A second solidification simulation of this updated design, incorporating feeders and chills, showed a significant improvement. The temperature field demonstrated a clear directional solidification pattern, with the thermal centers now integrated into the feeder feeding paths. The final liquid pools were successfully displaced into the feeders, and the predicted shrinkage porosity in the main casting body was eliminated.
| Hotspot Location | Initial Modulus (cm) | Feeding Method | Purpose |
|---|---|---|---|
| Upper Mounting Bracket | 1.6 | Exothermic Insulating Feeder | Provide liquid feed metal to compensate for shrinkage |
| Lower Mounting Bracket | ~1.5 | Exothermic Insulating Feeder | Provide liquid feed metal to compensate for shrinkage |
| Internal Rib Junction (Drag) | ~1.4 | External Chill | Accelerate solidification, eliminate isolated liquid pool |
| Terminal Box Base | 1.3 | Initially none; later added Chill | Accelerate solidification to align with neighboring sections |
The first trial casting produced using the designed process was inspected via X-ray. While most areas met the specification, a localized shrinkage porosity defect was detected in the region where the terminal box connects to the barrel wall—an area classified as a non-critical zone but required to meet Class 3. Analysis revealed that this particular junction, though smaller than the main brackets, still formed a sufficient thermal center. In the initial design, it solidified slightly later than the surrounding barrel wall but was not adequately fed by the main feeders or effectively chilled, resulting in a small, isolated liquid pool that developed microshrinkage upon solidification.

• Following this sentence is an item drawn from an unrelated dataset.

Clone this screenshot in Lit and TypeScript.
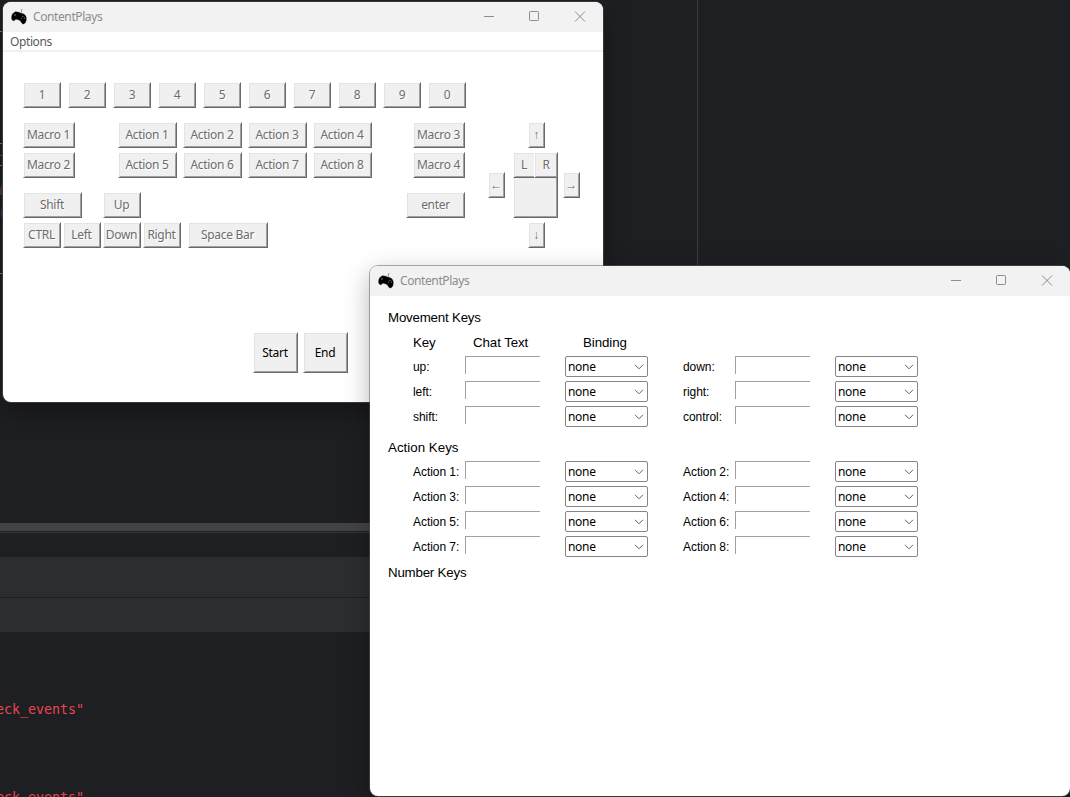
import { LitElement, html, css } from "lit";
import { customElement, property } from "lit/decorators.js";

@customElement("tk-button")
class TkButton extends LitElement {
  @property() label = "";

  static styles = css`
    :host {
      display: block;
      box-sizing: border-box;
      width: 38px;
      height: 26px;
      flex: none;
      background: #f0f0f0;
      border: 1px solid;
      border-color: #fff #696969 #696969 #fff;
      box-shadow: inset 1px 1px #e3e3e3, inset -1px -1px #a0a0a0;
      color: #6d6d6d;
      text-shadow: 1px 1px #fff;
    }
    .face {
      display: flex;
      align-items: center;
      justify-content: center;
      height: 100%;
      padding-right: var(--nudge, 1px);
      white-space: nowrap;
      font: 12px/16px "Noto Sans", "Open Sans", sans-serif;
      letter-spacing: -0.3px;
    }
  `;

  render() {
    return html`<div class="face">${this.label}</div>`;
  }
}

@customElement("app-window")
class AppWindow extends LitElement {
  @property() caption = "";

  static styles = css`
    :host {
      display: flex;
      flex-direction: column;
      box-sizing: border-box;
      background: #fff;
      border-radius: 8px;
      overflow: hidden;
    }
    .bar {
      display: flex;
      align-items: center;
      height: 30px;
      flex: none;
      background: #f2f2f2;
    }
    .icon {
      width: 16px;
      height: 16px;
      margin-left: 8px;
      margin-top: -1px;
    }
    .caption {
      flex: 1;
      margin-left: 6px;
      font: 12px/16px "Noto Sans", "Open Sans", sans-serif;
      letter-spacing: -0.4px;
      color: #8c8c8c;
    }
    .controls {
      display: flex;
      height: 30px;
    }
    .controls svg {
      width: 46px;
      height: 30px;
    }
    .line {
      fill: none;
      stroke: #8e8e8e;
      stroke-width: 1;
    }
  `;

  render() {
    return html`
      <div class="bar">
        <svg class="icon" viewBox="0 0 16 16">
          <path d="M10.3 4.6V2.2L11 0" fill="none" stroke="#777" stroke-width=".8" />
          <path
            d="M3.4 3.4C4.6 2.5 6 2.9 7 3.3C8.2 3.2 9 3.8 10.2 4.6C12.6 4.4 14.6 6 15.1 8.2C15.6 10.6 15 13.6 13.4 14.6C12 15.4 10.8 14.6 10.2 13C9.6 11.8 8.6 11.2 7.4 10.8C6 10.4 5.2 10 4.4 10.6C3.6 11.4 2.8 12 1.8 11.4C.6 10.6 .4 8.8 .8 7C1.2 5.2 2.2 4 3.4 3.4Z"
            fill="#000"
            stroke="#000"
            stroke-width=".4"
          />
          <circle cx="4" cy="6" r=".7" fill="#aaa" />
          <circle cx="11.9" cy="7.2" r=".5" fill="#ddd" />
          <circle cx="13.4" cy="9" r=".5" fill="#bbb" />
          <circle cx="10.7" cy="9.2" r=".5" fill="#999" />
        </svg>
        <div class="caption">${this.caption}</div>
        <div class="controls">
          <svg viewBox="0 0 46 30"><path class="line" d="M19 14.5H29" /></svg>
          <svg viewBox="0 0 46 30">
            <rect class="line" x="18.5" y="9.5" width="9" height="9" rx=".8" />
          </svg>
          <svg viewBox="0 0 46 30"><path class="line" d="M18 9.5L28 19.5M28 9.5L18 19.5" /></svg>
        </div>
      </div>
      <slot></slot>
    `;
  }
}

@customElement("key-row")
class KeyRow extends LitElement {
  @property({ attribute: false }) keys: string[] = [];

  static styles = css`
    :host {
      display: grid;
      grid-template-columns: 52px 100px 118px 52px 100px 83px;
      height: 25px;
      padding: 2px 0 0 25px;
      box-sizing: border-box;
    }
    .name {
      font: 12px/23px "Liberation Sans", Arial, sans-serif;
      letter-spacing: -0.05px;
      color: #000;
      white-space: nowrap;
    }
    .entry {
      width: 75px;
      height: 18px;
      box-sizing: border-box;
      border-top: 1px solid #a0a0a0;
      border-left: 1px solid #a0a0a0;
    }
    .combo {
      display: flex;
      align-items: center;
      justify-content: space-between;
      width: 83px;
      height: 21px;
      box-sizing: border-box;
      border: 1px solid #868686;
      border-radius: 2px;
      padding: 0 3px 0 2px;
      font: 12px/19px "Noto Sans", "Open Sans", sans-serif;
      letter-spacing: -0.3px;
      color: #000;
    }
    .combo svg {
      width: 10px;
      height: 6px;
    }
    .chevron {
      fill: none;
      stroke: #606060;
      stroke-width: 1;
    }
  `;

  render() {
    return this.keys.map(
      (k) => html`
        <div class="name">${k}:</div>
        <div class="entry"></div>
        <div class="combo">
          <span>none</span>
          <svg viewBox="0 0 10 6"><path class="chevron" d="M1 .8L5 4.8L9 .8" /></svg>
        </div>
      `
    );
  }
}

@customElement("app-root")
class AppRoot extends LitElement {
  static styles = css`
    :host {
      display: block;
      position: relative;
      width: 1070px;
      height: 797px;
      overflow: hidden;
      background: #1e1f22;
    }
    .editor {
      display: flex;
      flex-direction: column;
      height: 797px;
    }
    .pane {
      width: 698px;
      height: 523px;
      flex: none;
      box-sizing: border-box;
      border-right: 1px solid #393b40;
    }
    .marks {
      display: block;
      width: 3px;
      height: 300px;
    }
    .splitter {
      height: 8px;
      background: #434345;
      border-bottom: 1px solid #1e1f22;
      flex: none;
    }
    .edge {
      height: 1px;
      background: #2f3a3d;
      flex: none;
    }
    .tabs {
      margin-top: 24px;
      height: 40px;
      background: #2b2d30;
      border-bottom: 1px solid #1e1f22;
      flex: none;
    }
    .tools {
      height: 34px;
      background: #2b2d30;
      flex: none;
    }
    .log {
      margin-top: 69px;
      margin-left: -4px;
      font: 13.3px/18px "DejaVu Sans Mono", monospace;
      color: #e8464e;
    }
    .entry {
      height: 88px;
    }
    .main {
      position: absolute;
      left: 3px;
      top: 2px;
      width: 600px;
      height: 400px;
      box-shadow: 0 0 0 1px #38383a, 0 10px 26px rgba(0, 0, 0, 0.35);
    }
    .binds {
      position: absolute;
      left: 370px;
      top: 266px;
      width: 700px;
      height: 530px;
      box-shadow: 0 0 0 1px rgba(90, 90, 92, 0.5), 0 8px 26px rgba(0, 0, 0, 0.3);
    }
    .menu {
      height: 18px;
      flex: none;
      padding-left: 7px;
      border-bottom: 2px solid #f0f0f0;
      font: 12px/20px "Noto Sans", "Open Sans", sans-serif;
      letter-spacing: -0.4px;
      color: #5a5a5a;
    }
    .pad {
      display: flex;
      padding: 30px 0 0 20px;
    }
    .board {
      width: 443px;
      flex: none;
    }
    .row {
      display: flex;
      height: 30px;
    }
    .digits {
      gap: 7px;
      height: 40px;
      --nudge: 0px;
    }
    .gapped {
      height: 40px;
    }
    .actions {
      display: flex;
      gap: 6px;
      margin: 0 41px 0 43px;
    }
    .w52 {
      width: 52px;
    }
    .w59 {
      width: 59px;
    }
    .bottom {
      gap: 2px;
    }
    .space {
      width: 80px;
      margin-left: 5px;
    }
    .up {
      margin-left: 21px;
    }
    .enter {
      margin-left: auto;
      margin-right: 1px;
      --nudge: 0px;
    }
    .mouse {
      display: grid;
      grid-template: 26px 66px 26px / 20px 45px 17px;
      gap: 4px 5px;
      margin: 40px 0 0 22px;
      align-items: center;
      justify-items: start;
      height: 126px;
    }
    .arrow {
      width: 17px;
    }
    .n,
    .s {
      grid-column: 1 / -1;
      margin-left: 40px;
    }
    .body {
      display: flex;
      flex-direction: column;
      width: 45px;
      height: 66px;
      box-sizing: border-box;
      background: #f0f0f0;
      border: 1px solid;
      border-color: #fff #696969 #696969 #fff;
      box-shadow: inset 1px 1px #e3e3e3, inset -1px -1px #a0a0a0;
    }
    .clicks {
      display: flex;
      margin: -1px;
    }
    .click {
      width: 24px;
      --nudge: 0px;
    }
    .click:first-child {
      width: 21px;
      border-right: 0;
      box-shadow: inset 1px 1px #e3e3e3, inset 0 -1px #a0a0a0;
      --nudge: 0px;
    }
    .run {
      display: flex;
      gap: 5px;
      padding: 80px 0 0 250px;
    }
    .big {
      width: 45px;
      height: 41px;
      color: #000;
      text-shadow: none;
    }
    .form {
      padding: 10px 0 0 18px;
      font: 13.3px/24px "Liberation Sans", Arial, sans-serif;
      letter-spacing: -0.2px;
      color: #000;
    }
    .heading {
      height: 24px;
    }
    .columns {
      display: grid;
      grid-template-columns: 60px 110px 100px;
      padding: 1px 0 0 25px;
      height: 23px;
      letter-spacing: -0.08px;
    }
    .second {
      margin-top: 7px;
      margin-bottom: -1px;
      letter-spacing: 0.03px;
    }
    .third {
      margin-top: 2px;
    }
  `;

  private btn(label: string, cls = "") {
    return html`<tk-button class=${cls} label=${label}></tk-button>`;
  }

  render() {
    const movement = [["up", "down"], ["left", "right"], ["shift", "control"]];
    const actions = [1, 3, 5, 7].map((n) => [`Action ${n}`, `Action ${n + 1}`]);
    return html`
      <div class="editor">
        <div class="pane">
          <svg class="marks" viewBox="0 0 3 300">
            <path d="M0 31.5H3M0 143.5H3M0 165.5H3" stroke="#6f7f90" />
            <path d="M0 155.5H3" stroke="#6b5540" />
            <path d="M.5 188V195" stroke="#8c2020" />
            <path d="M2 185V195M2 209V217" stroke="#3f6a94" />
            <path d="M0 273.5H2" stroke="#7d7f83" />
          </svg>
        </div>
        <div class="splitter"></div>
        <div class="edge"></div>
        <div class="tabs"></div>
        <div class="tools"></div>
        <div class="log">
          <div class="entry">eck_events"</div>
          <div class="entry">eck_events"</div>
        </div>
      </div>

      <app-window class="main" caption="ContentPlays">
        <div class="menu">Options</div>
        <div class="pad">
          <div class="board">
            <div class="row digits">${[..."1234567890"].map((d) => this.btn(d))}</div>
            <div class="row">
              ${this.btn("Macro 1", "w52")}
              <div class="actions">${[1, 2, 3, 4].map((n) => this.btn(`Action ${n}`, "w59"))}</div>
              ${this.btn("Macro 3", "w52")}
            </div>
            <div class="row gapped">
              ${this.btn("Macro 2", "w52")}
              <div class="actions">${[5, 6, 7, 8].map((n) => this.btn(`Action ${n}`, "w59"))}</div>
              ${this.btn("Macro 4", "w52")}
            </div>
            <div class="row">
              ${this.btn("Shift", "w59")} ${this.btn("Up", "up")} ${this.btn("enter", "w59 enter")}
            </div>
            <div class="row bottom">
              ${["CTRL", "Left", "Down", "Right"].map((k) => this.btn(k))}
              ${this.btn("Space Bar", "space")}
            </div>
          </div>
          <div class="mouse">
            ${this.btn("↑", "arrow n")}
            ${this.btn("←", "arrow")}
            <div class="body">
              <div class="clicks">${this.btn("L", "click")}${this.btn("R", "click")}</div>
            </div>
            ${this.btn("→", "arrow")}
            ${this.btn("↓", "arrow s")}
          </div>
        </div>
        <div class="run">${this.btn("Start", "big")}${this.btn("End", "big")}</div>
      </app-window>

      <app-window class="binds" caption="ContentPlays">
        <div class="form">
          <div class="heading">Movement Keys</div>
          <div class="columns"><span>Key</span><span>Chat Text</span><span>Binding</span></div>
          ${movement.map((k) => html`<key-row .keys=${k}></key-row>`)}
          <div class="heading second">Action Keys</div>
          ${actions.map((k) => html`<key-row .keys=${k}></key-row>`)}
          <div class="heading third">Number Keys</div>
        </div>
      </app-window>
    `;
  }
}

The corrective action was precise and informed by the defect analysis. Instead of adding another feeder (which would reduce yield and could over-constrain the casting), two small, strategically placed chills were added directly to the mold cavity adjacent to the terminal box junction. The function of these chills is governed by the principle of extracting heat rapidly. The chill’s ability to absorb heat \( Q \) can be approximated by:
$$ Q = m_{\text{chill}} \cdot c_{\text{chill}} \cdot \Delta T_{\text{chill}} + m_{\text{chill}} \cdot L_{\text{fusion}} $$
where \( m_{\text{chill}} \) is the chill mass, \( c_{\text{chill}} \) is its specific heat capacity, \( \Delta T_{\text{chill}} \) is its temperature rise, and \( L_{\text{fusion}} \) is the latent heat of fusion if the chill material itself melts (e.g., in the case of internal chills). In this case, external cast iron chills were used. Their purpose was to increase the solidification rate of the terminal box hotspot, effectively reducing its local modulus and synchronizing its solidification time with the adjacent thinner sections. This eliminated the last-to-freeze isolated liquid pool.

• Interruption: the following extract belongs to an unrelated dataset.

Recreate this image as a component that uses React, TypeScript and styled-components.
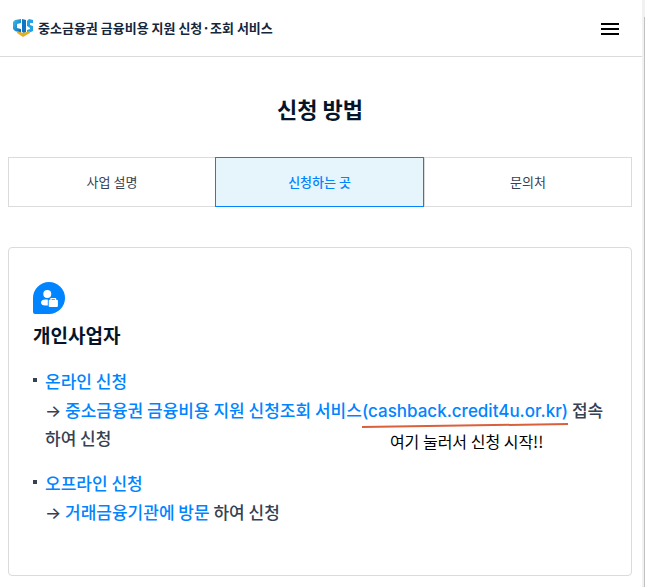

A subsequent simulation confirmed the efficacy of this change, showing the terminal box region solidifying in unison with its surroundings. The second trial casting was produced with the optimized process including the terminal box chills. X-ray inspection confirmed the complete absence of shrinkage defects above the acceptable Class 3 level in all non-critical areas, with critical areas well within the stricter Class 2 requirement. The chemical composition and mechanical properties of the cast nodular cast iron housing were verified, meeting and exceeding the specifications for QT500-7, as detailed below.
| Element | Content (wt. %) | Element | Content (wt. %) |
|---|---|---|---|
| Carbon (C) | 3.64 | Sulfur (S) | 0.010 |
| Silicon (Si) | 2.83 | Copper (Cu) | 0.40 |
| Manganese (Mn) | 0.38 | Magnesium (Mg) | 0.045 |
| Phosphorus (P) | 0.029 |
| Property | Specification (QT500-7) | Measured Value |
|---|---|---|
| Tensile Strength | ≥ 500 MPa | 570 MPa |
| Yield Strength | ≥ 320 MPa | 423 MPa |
| Elongation | ≥ 7 % | 15.5 % |
| Hardness | 170 – 230 HBW | 200 HBW |
The successful development of this complex nodular cast iron motor housing underscores the critical importance of an integrated approach combining fundamental casting principles with advanced simulation tools. The modulus, a classical geometric calculation, remains a cornerstone for designing feeding systems, but modern simulation software allows for its rapid and accurate determination in complex geometries, bypassing tedious manual calculations. More importantly, simulation provides visual and quantitative insight into the dynamic solidification sequence, revealing not just the location of thermal centers but also the formation and movement of isolated liquid regions. A key learning point is that a low “shrinkage propensity” prediction in simulation does not guarantee a defect-free casting; one must critically examine the solidification progression for any potential isolated liquid pools, the formation of which can be sensitive to specific simulation parameters and actual production variables like precise chemistry and pouring temperature. The final process—a horizontal parting, a carefully calculated pressurized gating system, a combination of exothermic feeders for major hot spots, and strategic use of chills for secondary thermal centers—proved to be a robust and yield-efficient solution for producing sound, high-integrity thin-walled nodular cast iron castings.